The major departure from the Leninist model was that the Jamaat was not as focused on organising the masses as it was on creating a vanguard of ‘virtuous’ leaders. Maududi believed in “incremental change rather than radical raptures” and through political leaders, not the people. The ‘revolution’ was supposed to trickle down from above. This thinking sired one fundamental flaw. Jamaat has not been able to achieve that final stage of Maududi’s model where the indoctrinated cadres of ‘chaste’ leaders would lead the people to the ‘Islamic revolution.’ The party has never been able to connect with the people as proved by its electoral record of the last 60 years.

It has tried every political tactic and technique in existence from the days of Socrates to Machiavelli to its self-professed avatar, Imran Khan. It has tried fighting elections and boycotting them; the party has flirted with dictators and fought against them; worked with democratic governments and then opposed them.

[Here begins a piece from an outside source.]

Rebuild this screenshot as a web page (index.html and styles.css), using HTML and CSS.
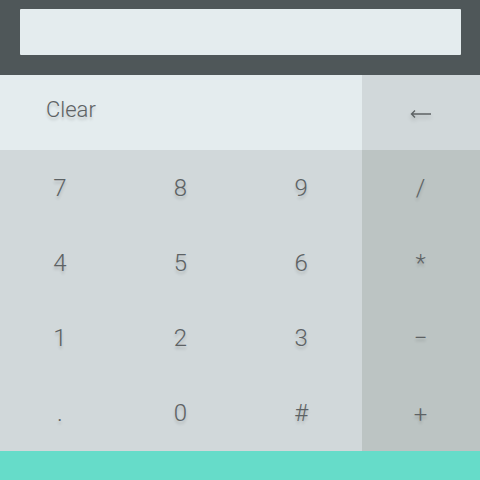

The Jamaat contested elections on its own in 1950, 1962, 1970, 1985 and 1997. It formed alliances with the Convention League in 1965, the PNA in 1977, the IJI in 1988 and 1990, and finally the MMA in 2002. It has tried working with dictators such as Yahya Khan, Ziaul Haq and Pervez Musharraf and then fighting them, particularly Ayub Khan. It boycotted the 1945 elections in India because politics was construed as divergence from the original Jamaat mission of Islamic reform and revivalism.

It again boycotted the elections in 2008 after 63 years. It got in and out of coalition governments with conservatives, liberals, nationalists and religious parties. It even tried changing its electoral name from Jamaat-e-Islami to the Pakistan Islamic Front (PIF) in 1993 in the hope of replicating the electoral success of Algeria’s Islamic Front. Nothing seems to have worked.

Jamaat-e-Islami is yet to form either a national or a provincial government on its own in nearly 70 years. The MMA government in Khyber Pakhtunkhwa in 2002 was the best it ever did — even there it was a junior partner in the provincial government.

Jamaat’s dream of coming to power remains as elusive as ever. And the onus of materialising that dream now rests on the lean shoulders of Munawwar. He has never been a parliamentarian —or even a local or a provincial assembly for that matter. He did, however, get the highest number of votes in the 1977 polls but, to his good or bad luck, his party challenged the poll results. Whether he will make it to the legislature in future and what impact this will have on his politics remains to be seen; Qazi Hussain’s aggressive stance, many say, was toned down when he became a Senator and an MNA. Munawwar remains untried and untied to any multiparty compulsions. Whether this is an asset or a liability, only time will tell.